Obscurix is very easy to use. It uses XFCE as a desktop environment that is pre-configured to look nice. It uses the Adapta-Nokto-Eta theme and Papirus icon theme. The background comes from this Reddit post.
Once you have booted into Obscurix, it will ask you if you want to use a Tor bridge or not. If you select "No", you will connect directly to the Tor network. If you select "Yes", it will ask you for the bridge information which can be gotten from https://bridges.torproject.org. Once you have entered the correct information, you will connect to Tor through a bridge. This hides Tor usage from your ISP and will help bypass Tor blocks. If you enter the wrong information, Tor will fail to start and you will have to reboot and enter the information in again.

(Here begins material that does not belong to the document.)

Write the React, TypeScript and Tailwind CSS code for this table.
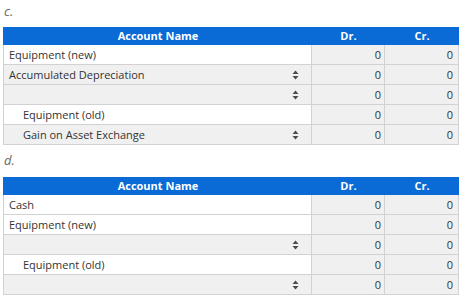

After you have been prompted for bridges, it will ask if you want to change the keyboard layout.
Web browsing can be done via the Tor Browser which is specially configured to protect your privacy and anonymity. Downloads can only be stored in /home/user/tor-browser_en-US/Browser/Downloads due to the application confinement.
It is recommended to use the scurl or scurl-download programs in a terminal for downloads. This a wrapper around curl that prevents https downgrade attacks. Credit to Whonix for this https://github.com/Whonix/scurl.
Hexchat is installed by default for IRC chats. It is configured for privacy and security as per https://trac.torproject.org/projects/tor/wiki/doc/TorifyHOWTO/XChat.
VLC is installed by default for watching videos.
Thunderbird is installed for emails and other chats. It uses a configuration (a user.js file) hardened for privacy and security.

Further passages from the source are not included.